Em nenhum momento podemos identificar a tal farra do boi como uma manifestação açoriana. O que acontece nas ilhas açorianas são as touradas do boi à corda. Nunca se ouviu dizer que torturar uma rês fosse uma farra, e sim uma covardia. Quanto a tourada do boi à corda, nós encontramos entre os içarenses, como o boi na vara, e brincada, de preferência nas festas de oragos. Quaresma era de abstinência, orações, jejuns e o período de conversão através das confissões, do perdão.
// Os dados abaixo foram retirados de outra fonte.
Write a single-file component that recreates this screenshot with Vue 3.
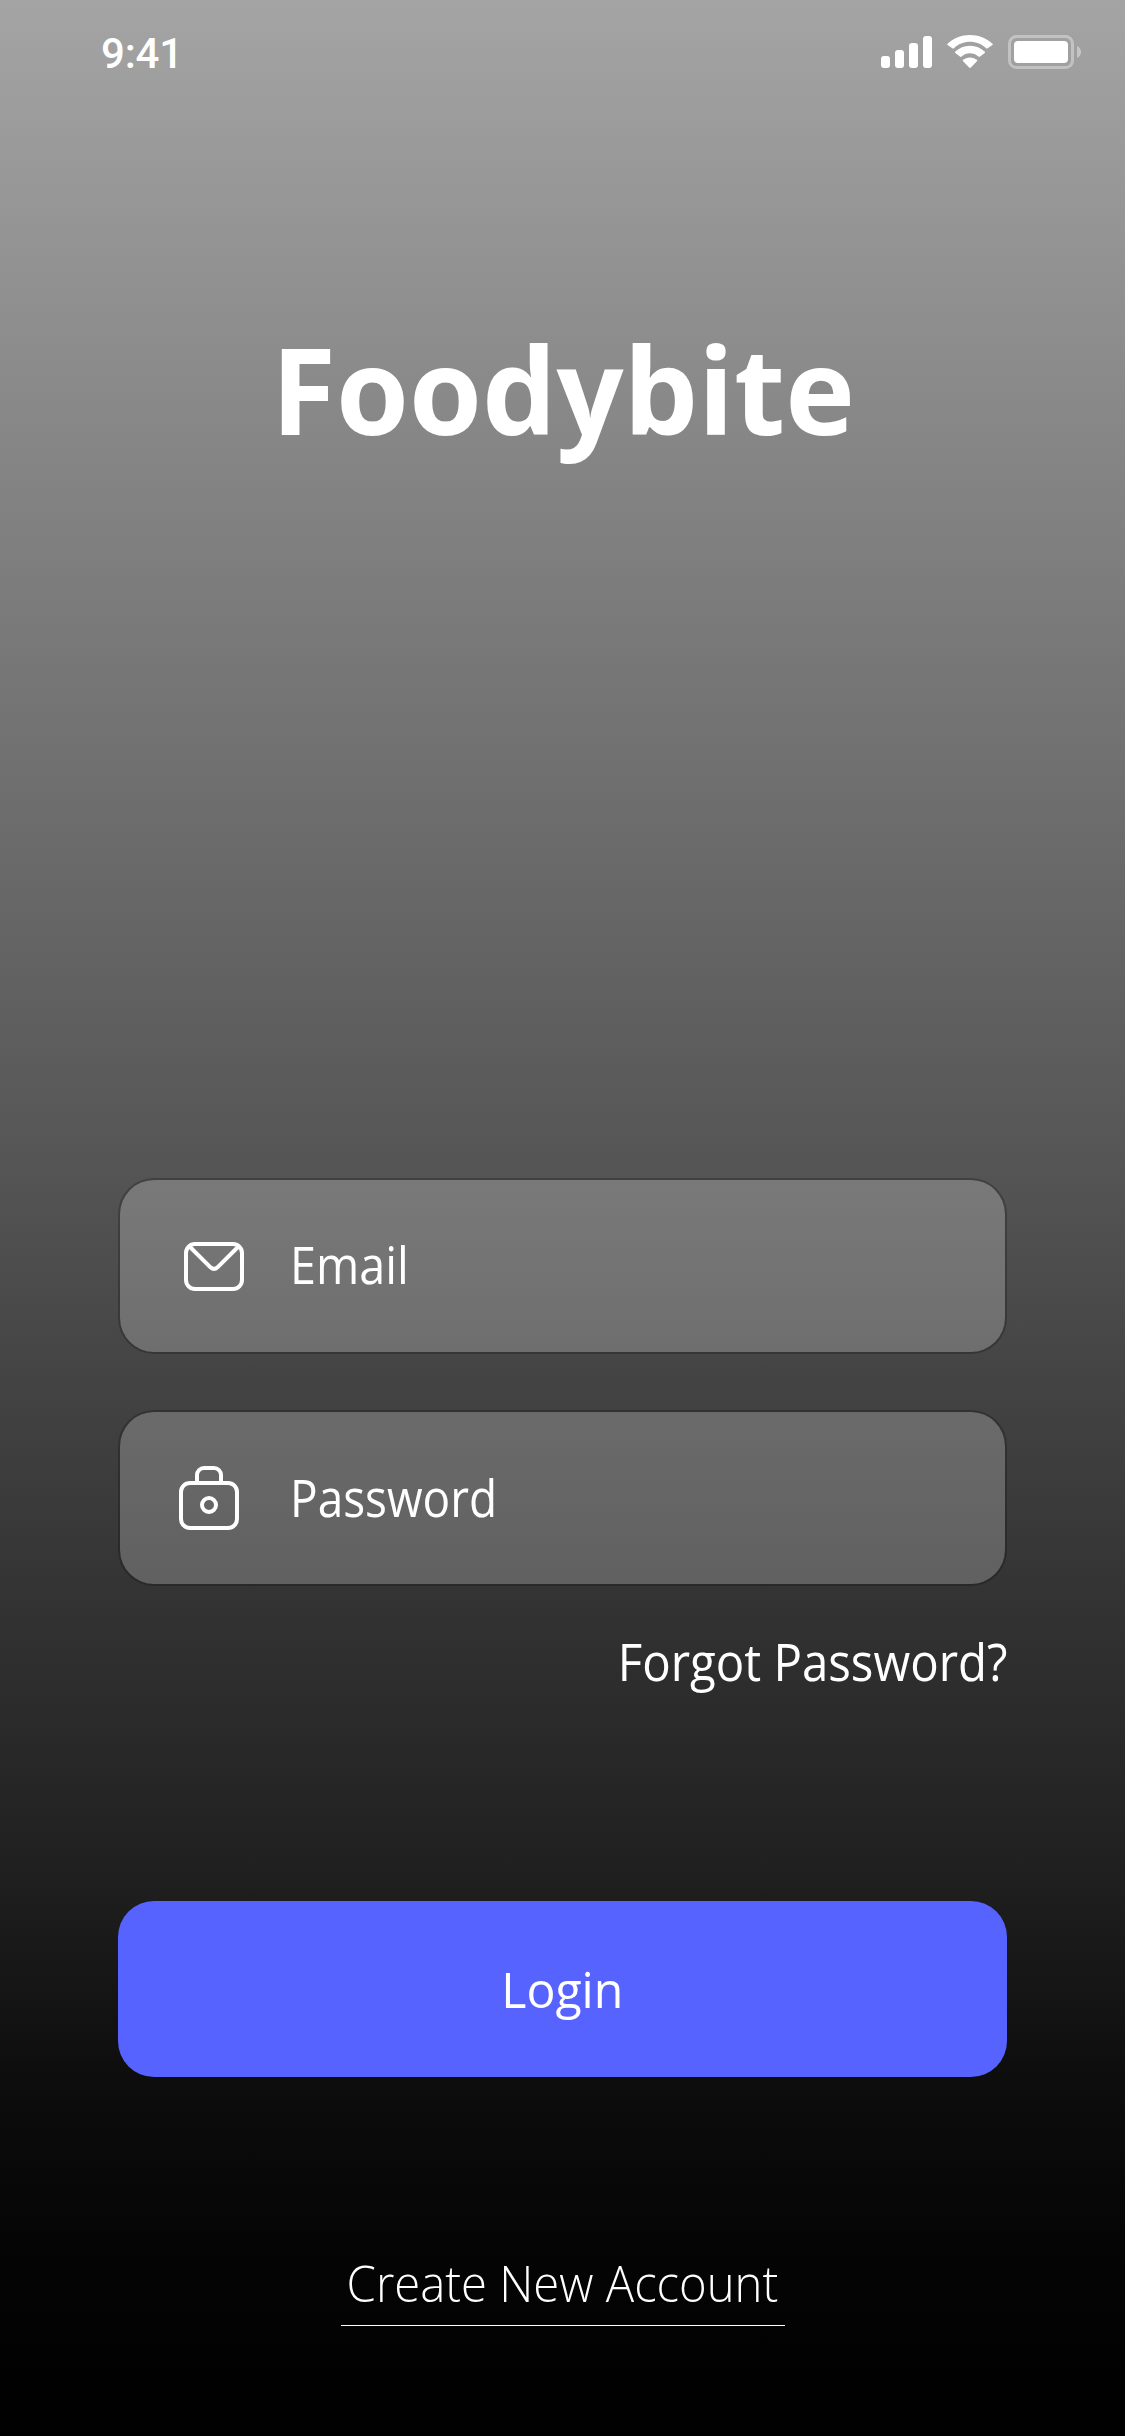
<script setup>
const bars = [
  { x: 0, y: 20, h: 12 },
  { x: 14, y: 14, h: 18 },
  { x: 28, y: 7, h: 25 },
  { x: 42, y: 0, h: 32 },
]
</script>

<template>
  <main class="screen">
    <header class="status">
      <span class="clock">9:41</span>
      <div class="indicators">
        <svg class="signal" width="51" height="32" viewBox="0 0 51 32" fill="#fff">
          <rect v-for="b in bars" :key="b.x" :x="b.x" :y="b.y" width="9" :height="b.h" rx="3" />
        </svg>
        <svg class="wifi" width="46" height="33" viewBox="0 0 46 33" fill="#fff">
          <path d="M23 6.8c6.2 0 11.8 2.4 16.1 6.4.5.5 1.1.5 1.6 0l4.700-3.100c.6-.4.5-.9 0-1.400C39.500 3.200 31.600 0 23 0S6.500 3.200.6 8.700c-.5.5-.6 1 0 1.400l4.700 3.100c.5.5 1.100.5 1.600 0C11.200 9.200 16.800 6.800 23 6.800z" />
          <path d="M23 18.200c3.200 0 6.200 1.200 8.500 3.300.5.5 1.100.5 1.600 0l4.600-3.500c.5-.5.5-1 0-1.500-3.900-3.600-9-5.800-14.700-5.800S12.200 12.900 8.300 16.500c-.5.5-.5 1 0 1.500l4.600 3.500c.5.5 1.100.5 1.600 0 2.300-2.100 5.300-3.300 8.500-3.300z" />
          <path d="M29.900 26.300c.5-.5.5-1 0-1.500-1.800-1.500-4.200-2.400-6.900-2.400s-5.100.9-6.900 2.400c-.5.5-.5 1 0 1.500l6 6.200c.5.5 1.300.5 1.800 0z" />
        </svg>
        <svg class="battery" width="73" height="34" viewBox="0 0 73 34">
          <rect x="1.500" y="1.500" width="63" height="31" rx="7" fill="none" stroke="#fff" stroke-opacity=".36" stroke-width="3" />
          <rect x="6" y="6" width="54" height="22" rx="4" fill="#fff" />
          <path d="M69 11c2.600 1.200 4 3.500 4 6s-1.400 4.800-4 6z" fill="#fff" fill-opacity=".4" />
        </svg>
      </div>
    </header>

    <h1 class="brand"><span>Foodybite</span></h1>

    <form class="login" @submit.prevent>
      <label class="field">
        <svg class="mail" width="60" height="49" viewBox="0 0 60 49" fill="none" stroke="#fff" stroke-width="4">
          <rect x="2" y="2" width="56" height="45" rx="9" />
          <path d="M5 4l21.500 21.300q3.500 3.200 7 0L55 4" />
        </svg>
        <span class="email">Email</span>
      </label>
      <label class="field">
        <svg class="lock" width="60" height="64" viewBox="0 0 60 64" fill="none" stroke="#fff" stroke-width="4">
          <rect x="2" y="17" width="56" height="45" rx="9" />
          <path d="M18 17V9a7 7 0 0 1 7-7h10a7 7 0 0 1 7 7v8" />
          <circle cx="30" cy="39" r="7" />
        </svg>
        <span class="password">Password</span>
      </label>
      <a class="forgot">Forgot Password?</a>
      <button class="submit"><span>Login</span></button>
    </form>

    <a class="create"><span>Create New Account</span></a>
  </main>
</template>

<style>
body {
  margin: 0;
  background: #000;
}
</style>

<style scoped>
.screen {
  box-sizing: border-box;
  width: 1125px;
  height: 2436px;
  display: flex;
  flex-direction: column;
  color: #fff;
  font-family: "Open Sans", "Noto Sans", sans-serif;
  background: linear-gradient(180deg, #a4a4a4 0, #868686 440px, #555 1165px, #424242 1400px, #333 1600px, #1f1f1f 1880px, #0d0d0d 2080px, #050505 2240px, #000 2436px);
}
.status {
  box-sizing: border-box;
  height: 104px;
  padding: 0 44px 0 101px;
  display: flex;
  align-items: center;
  justify-content: space-between;
}
.clock {
  font: 480 42px/50px Roboto, sans-serif;
  letter-spacing: -0.2px;
  margin-top: 3px;
}
.indicators {
  display: flex;
  align-items: center;
}
.wifi {
  margin: -1px 15px 0;
}
.brand {
  margin: 205px 0 0;
  height: 160px;
  padding-left: 2px;
  font-size: 120px;
  line-height: 160px;
  font-weight: 700;
  text-align: center;
}
.brand span,
.submit span,
.create span {
  display: inline-block;
  transform: scaleX(0.982);
}
.login {
  width: 889px;
  margin: 709px auto 0;
  display: flex;
  flex-direction: column;
}
.field {
  box-sizing: border-box;
  height: 176px;
  margin-bottom: 56px;
  padding-left: 64px;
  display: flex;
  align-items: center;
  border: 2px solid rgba(0, 0, 0, 0.22);
  border-radius: 36px;
  background: rgba(255, 255, 255, 0.22);
  background-clip: padding-box;
  font-size: 50.500px;
  line-height: 68px;
}
.lock {
  margin: 0 5px 0 -5px;
}
.field span {
  margin-left: 46px;
  transform-origin: left;
}
.email {
  margin-top: -2px;
  transform: scaleX(0.925);
}
.password {
  transform: scaleX(0.91);
}
.forgot {
  align-self: flex-end;
  margin-top: -14px;
  height: 68px;
  font-size: 50.500px;
  line-height: 68px;
  transform: scaleX(0.938);
  transform-origin: right;
}
.submit {
  margin-top: 205px;
  height: 176px;
  padding: 0;
  border: 0;
  border-radius: 36px;
  background: #5663ff;
  color: #fff;
  font: 400 50px/68px "Open Sans", "Noto Sans", sans-serif;
}
.submit span {
  transform: scaleX(0.965);
}
.create {
  align-self: center;
  box-sizing: border-box;
  width: 444px;
  height: 77px;
  margin-top: 172px;
  border-bottom: 1px solid #fff;
  display: flex;
  justify-content: center;
  white-space: nowrap;
  font-size: 50px;
  line-height: 68px;
  font-weight: 300;
}
.create span {
  transform: scaleX(0.945);
}
</style>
No Sábado de Aleluia havia a malhação do Judas. Esta manifestação era esperada por todos, especialmente pelos jovens e crianças, que se deliciavam em maltratar um boneco feito com roupas de um dos rapazes e enchido com palhas de bananeiras, palhas de milho, ou outro vegetação possível.

A cabeça feita de porongo e com um chapéu de palha, dava o formato do homem, que na realidade simbolizava o traidor de Cristo. Logo pela manhã encontrava-se o judas enforcado em um poste, ou em uma árvore. Retirava-se o Judas que era trazido para a rua, e a gurizada juntava em torno da figura folclórica. Cada um malhava o Judas conforme a sua astúcia. No final, roto e perdendo os enchimentos de palha, o Judas ia se desprendendo em pedaços. Estava vingado o traidor de Cristo. Não esperávamos por chocolates, muito menos os ovos de páscoa que decoram os supermercados e enchem os olhos da população. Porém havia sempre uma mesa bem servida, com frutos do mar, de preferência da Praia do Rincão; verduras da horta de casa e a satisfação de respirarmos um clima de alegria pela ressurreição de Cristo. Era como se vivêssemos o fato cristão. Não havia diferença entre adultos, jovens ou crianças. Todos participavam da mesma compaixão e da mesma alegria na Ressurreição.

Os tempos mudaram, é verdade. A tecnologia inovou o progresso iniciado pela revolução industrial. Mas, o que foi repassado através da cultura, fica latente por muitas gerações. Não há quem não se manifeste quando conversamos sobre fatos passados e o reflexo atuais. Todos sempre tem uma contribuição, um temperinho para contribuir com o imenso cardápio da cultura popular.

Içarense, que a Páscoa da Ressurreição seja vivida no seio da sua família.